A principios de marzo, Zoraida Diaz venía a clases de yoga dos veces por semana a las oficinas de Community Health Resources. Se está recuperando del cáncer de colon y del alcoholismo mientras recibe tratamiento para la ansiedad y la depresión graves.
Carla Mitchell se presentó a la terapia intensiva de TEPT, feliz de haberse liberado de su estresante vida hogareña y de las burlas racistas que escucha caminando en su vecindario.
Y Tara Kulikowski, que tiene trastornos esquizoafectivos y bipolares, lupus y se está recuperando de la drogadicción, organizó clases de artesanía y otras actividades en el cercano “We Can Clubhouse” de la CHR.
A mediados de marzo, sin embargo, la respuesta fue “no podemos” para todos los encuentros en persona en el centro de salud mental y tratamiento de adicciones más grande de Connecticut y miles más en todo EE.UU.

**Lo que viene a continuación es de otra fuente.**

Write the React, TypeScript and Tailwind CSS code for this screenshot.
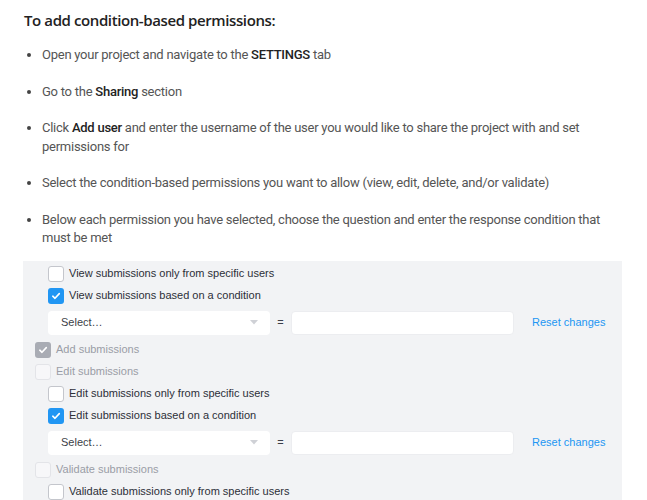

En medio de las proyecciones de aumento de suicidios, muertes por drogas y alcohol a causa del colapso social y económico provocado por la pandemia, centros como estos y sus pacientes están luchando por seguir adelante. Han quedado en gran parte fuera de la turbia fórmula de la financiación federal de los cuidados de salud COVID-19, que se ha centrado en el impacto financiero inmediato en los hospitales que cuidan a los pacientes con el virus.